The common mistake is treating continuation and reversal as opposite labels for the same candle. They are better understood as two different lenses. One asks whether trend-resumption conditions remain intact. The other asks whether the prior move is being rejected strongly enough to support a change in interpretation.
When to Use Continuation vs Reversal Pattern Interpretation
| Question | Continuation lens fits better when… | Reversal lens fits better when… |
|---|---|---|
| Prior trend | The trend is still intact and the pullback has not broken the structure that supports the move. | The prior trend is losing structure, with failed pushes or meaningful breaks against the previous direction. |
| Pullback behavior | The interruption remains contained, shallow, or corrective relative to the previous impulse. | The pullback becomes forceful enough to challenge the prior trend rather than simply pause it. |
| Acceptance | Price rejects the interruption and starts accepting again in the trend direction. | Price starts accepting beyond the prior structure in the opposite direction. |
| Follow-through | Later candles support trend resumption instead of stalling immediately after the pattern. | Later candles confirm that the failed move is not just a pause or range expansion. |
| Best fit | Classifying a pause that still belongs inside the existing trend. | Classifying a possible shift in directional control. |
When a Continuation Reading Fits Better
A continuation reading fits better when the market pauses without damaging the structure that supported the prior move. The candles may compress, overlap, gap, or pull back, but the larger move still has room to resume if acceptance returns in the original direction.
Multi-candle continuation patterns often depend on this idea. A Mat Hold pattern is easier to interpret as continuation when the interruption remains controlled after a strong move and the later candle action supports trend resumption rather than structural failure.
Gap-based continuation readings use similar logic. A Tasuki Gap needs the gap context, the response to that gap, and the later acceptance behavior to support the continuation view. The gap alone is not enough.
When a Reversal Reading Fits Better
A reversal reading fits better when price no longer behaves like a controlled pause. The prior move may fail to extend, a recovery attempt may stall, or price may begin accepting beyond a structure that previously held the trend together.

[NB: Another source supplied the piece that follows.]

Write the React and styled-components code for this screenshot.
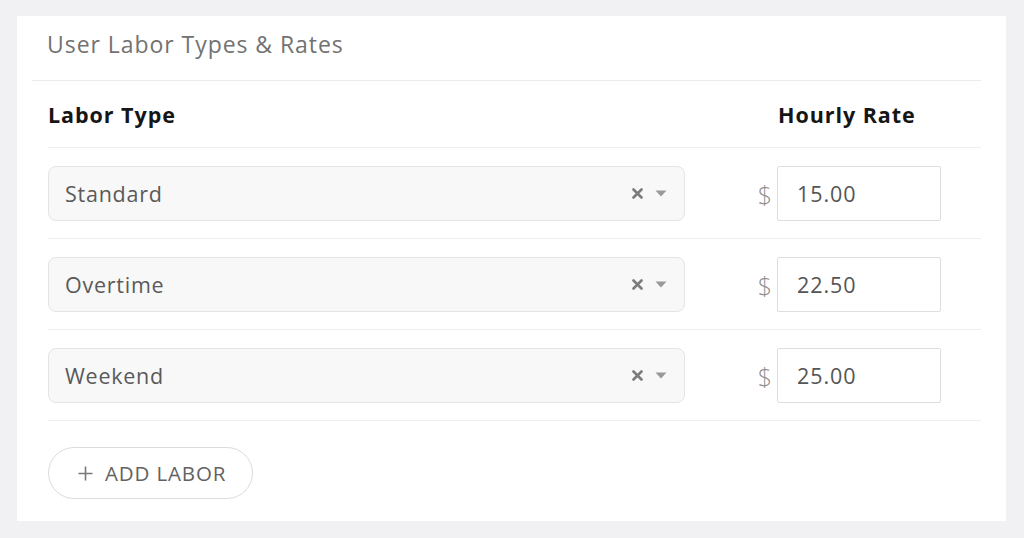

The reversal lens becomes more defensible when the market does not merely hesitate but begins to replace the prior directional behavior. That may appear through a failed push, a break of a prior swing, or repeated inability to reclaim the area that should have supported continuation.
A reversal pattern still needs caution. A strong opposite candle can mark reaction, exhaustion, or range expansion without proving that the previous trend has fully changed. The safer interpretation depends on what price accepts after the candle sequence appears.

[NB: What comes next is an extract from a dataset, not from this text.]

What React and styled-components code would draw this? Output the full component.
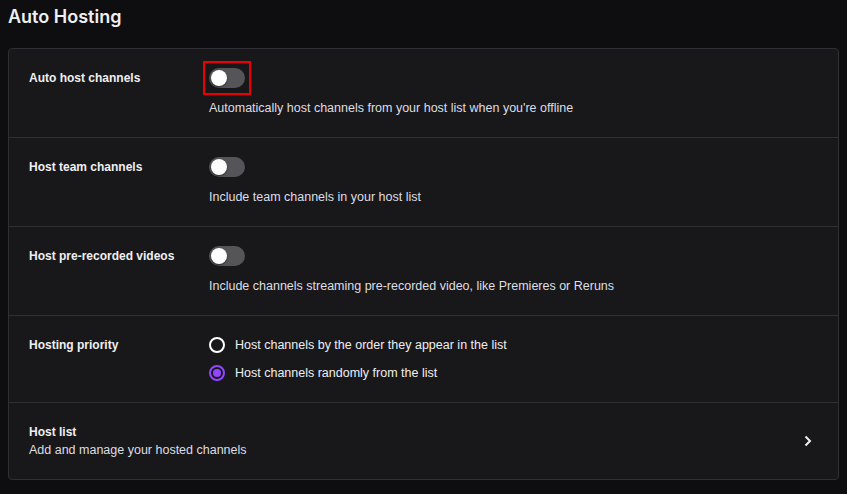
import React, { useState } from "react";
import styled, { createGlobalStyle } from "styled-components";

const Global = createGlobalStyle`
  html, body { margin: 0; padding: 0; background: #0e0e10; }
  body { font-family: "Liberation Sans", Arial, sans-serif; color: #efeff1; }
  * { box-sizing: border-box; }
`;

const Page = styled.div`
  padding: 0 8px 8px;
`;

const Title = styled.h2`
  margin: 0 0 19px;
  padding-top: 5px;
  font-family: Inter, "Noto Sans", sans-serif;
  font-size: 18px;
  line-height: 24px;
  font-weight: 600;
  color: #efeff1;
`;

const Card = styled.div`
  background: #18181b;
  border: 1px solid #2f2f35;
  border-radius: 4px;
`;

const Row = styled.div`
  display: grid;
  grid-template-columns: 180px 1fr;
  padding: 20px;
  border-top: ${(p) => (p.$first ? "none" : "1px solid #2f2f35")};
`;

const LinkRow = styled.div`
  display: flex;
  align-items: center;
  justify-content: space-between;
  padding: 20px;
  border-top: 1px solid #2f2f35;
  cursor: pointer;
`;

const Label = styled.div`
  font-size: 12px;
  line-height: 18px;
  font-weight: 700;
  color: #efeff1;
`;

const Desc = styled.div`
  font-size: 12.5px;
  line-height: 18px;
  color: #dedee3;
  margin-top: ${(p) => p.$mt || 0}px;
`;

const Control = styled.div`
  display: flex;
  flex-direction: column;
  align-items: flex-start;
`;

const Highlight = styled.div`
  padding: 5px 4px;
  margin: -8px 0 -6px -6px;
  border: 2px solid ${(p) => (p.$on ? "#e00" : "transparent")};
`;

const Track = styled.button`
  width: 36px;
  height: 20px;
  border-radius: 10px;
  border: none;
  padding: 2px;
  background: ${(p) => (p.$on ? "#9147ff" : "#545459")};
  display: flex;
  justify-content: ${(p) => (p.$on ? "flex-end" : "flex-start")};
  cursor: pointer;
`;

const Knob = styled.span`
  width: 16px;
  height: 16px;
  border-radius: 50%;
  background: #ffffff;
  box-shadow: 0 1px 2px rgba(0,0,0,0.5);
`;

const RadioList = styled.div`
  display: flex;
  flex-direction: column;
  gap: 10px;
`;

const RadioItem = styled.label`
  display: flex;
  align-items: center;
  gap: 10px;
  font-size: 12.5px;
  line-height: 18px;
  color: #efeff1;
  cursor: pointer;
`;

const RadioCircle = styled.span`
  width: 16px;
  height: 16px;
  border-radius: 50%;
  border: 2px solid ${(p) => (p.$checked ? "#9147ff" : "#ffffff")};
  display: flex;
  align-items: center;
  justify-content: center;
  &::after {
    content: "";
    width: 8px;
    height: 8px;
    border-radius: 50%;
    background: ${(p) => (p.$checked ? "#9147ff" : "transparent")};
  }
`;

const LinkText = styled.div`
  display: flex;
  flex-direction: column;
`;

const Chevron = styled.svg`
  width: 20px;
  height: 20px;
`;

function Toggle({ on, highlight }) {
  return (
    <Highlight $on={highlight}>
      <Track $on={on}>
        <Knob />
      </Track>
    </Highlight>
  );
}

export default function App() {
  const [prio, setPrio] = useState(1);
  return (
    <Page>
      <Global />
      <Title>Auto Hosting</Title>
      <Card>
        <Row $first>
          <Label>Auto host channels</Label>
          <Control>
            <Toggle highlight />
            <Desc $mt={10}>Automatically host channels from your host list when you're offline</Desc>
          </Control>
        </Row>
        <Row>
          <Label>Host team channels</Label>
          <Control>
            <Toggle />
            <Desc $mt={10}>Include team channels in your host list</Desc>
          </Control>
        </Row>
        <Row>
          <Label>Host pre-recorded videos</Label>
          <Control>
            <Toggle />
            <Desc $mt={10}>Include channels streaming pre-recorded video, like Premieres or Reruns</Desc>
          </Control>
        </Row>
        <Row>
          <Label>Hosting priority</Label>
          <RadioList>
            <RadioItem onClick={() => setPrio(0)}>
              <RadioCircle $checked={prio === 0} />
              Host channels by the order they appear in the list
            </RadioItem>
            <RadioItem onClick={() => setPrio(1)}>
              <RadioCircle $checked={prio === 1} />
              Host channels randomly from the list
            </RadioItem>
          </RadioList>
        </Row>
        <LinkRow>
          <LinkText>
            <Label>Host list</Label>
            <Desc>Add and manage your hosted channels</Desc>
          </LinkText>
          <Chevron viewBox="0 0 20 20">
            <path d="M7.5 5.5 L12 10 L7.5 14.5" fill="none" stroke="#efeff1" strokeWidth="2" />
          </Chevron>
        </LinkRow>
      </Card>
    </Page>
  );
}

Same Candle Setup, Different Meaning
Price advances into a prior resistance area, pauses, and prints a bearish candle after several bullish candles. The first reading can look like a reversal because the candle rejects the upper area. That reading is incomplete until later behavior shows whether sellers can hold control beyond one reaction.

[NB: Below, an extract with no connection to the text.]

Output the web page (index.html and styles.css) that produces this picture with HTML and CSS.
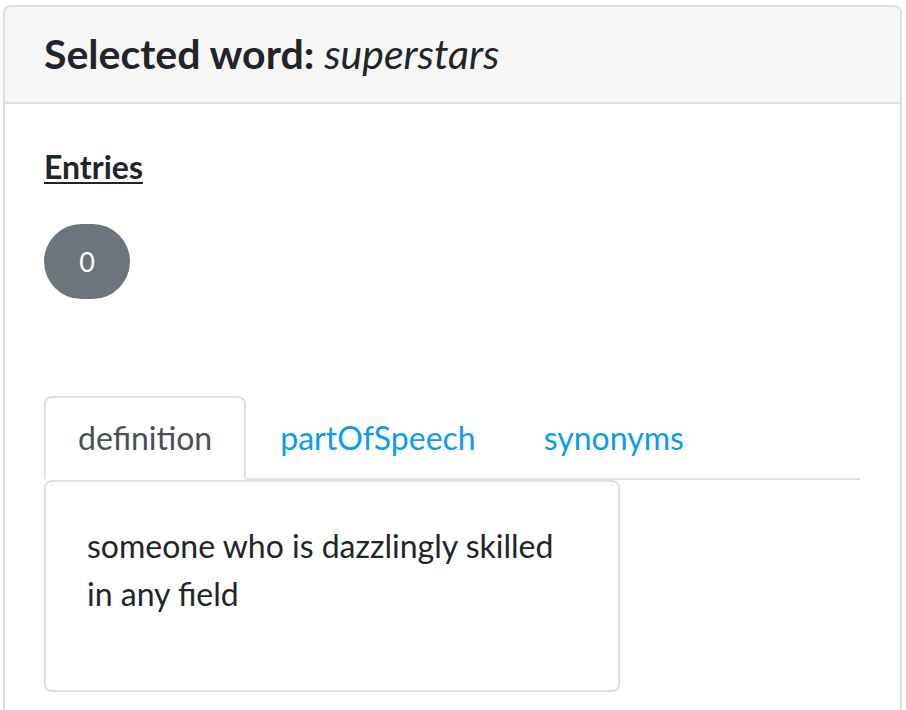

The candle shape starts the comparison, but the later acceptance or rejection decides which interpretation is more defensible.
The continuation case remains stronger if the pullback stays contained, buyers reclaim the tested area, and later candles accept above the pause. The same bearish interruption then behaves more like a temporary interruption inside the advance.
The reversal case becomes more credible if the recovery attempt fails, price accepts back below the prior structure, and later candles stop respecting the earlier trend direction. The original bearish candle then becomes part of a larger change in behavior rather than an isolated reaction.

Failed Continuation Is Not Automatically Reversal
A failed continuation often creates an unresolved state before it creates a reversal. The market may stop trending, rotate sideways, or widen its range without clearly accepting the opposite direction. Calling that reversal too early creates a false equivalence between failed resumption and confirmed directional change.
The distinction matters because a continuation failure only says that the original trend did not resume cleanly. A reversal reading needs the next layer of evidence: structure failing, opposite-side acceptance, and follow-through that supports a change in control.
Safer reading: treat the failed continuation as a warning first. Upgrade it to reversal risk only when price behavior shows more than hesitation.
Common Misreads
| Misread | Why it creates confusion | Cleaner interpretation |
|---|---|---|
| Reading the candle name without location | The same pattern can mean different things in trend, range, or exhaustion conditions. | Start with prior trend, nearby structure, and whether the candle appears at a meaningful area. |
| Calling every failed continuation a reversal | A trend can pause or lose momentum without immediately changing direction. | Separate failed resumption from confirmed opposite-side acceptance. |
| Treating a strong candle as proof | Large candles can reflect reaction, liquidity, or short-term imbalance. | Check follow-through before assigning stronger meaning. |
| Using pattern lists as interpretation | Catalogues show names, but they rarely settle the structure question. | Use the name only after the market context supports the reading. |
Classification Weakens When Context Is Missing
Continuation and reversal labels weaken when there is no clear prior move, when price is rotating inside a noisy range, or when later candles fail to accept either direction. In those conditions, the candle sequence may show temporary imbalance rather than a clean continuation or reversal decision.
Timeframe conflict can also weaken the classification. A candle sequence that looks like reversal on a smaller timeframe may be only a pullback on a larger one. A sequence that looks like continuation on a larger timeframe may still contain short-term rejection inside it. The useful reading comes from matching the pattern to the structure being analyzed.
FAQ
Can the same candlestick pattern be continuation or reversal?
Yes. The same candle shape can carry different meaning depending on prior trend, location, structure, and later follow-through.
Does a failed continuation confirm a reversal?
No. A failed continuation is unresolved first. A reversal reading needs additional evidence that price is accepting in the opposite direction.
Why is follow-through important in candlestick pattern interpretation?
Follow-through helps separate a temporary reaction from a stronger change in behavior. Without it, the pattern label can overstate what the candles actually prove.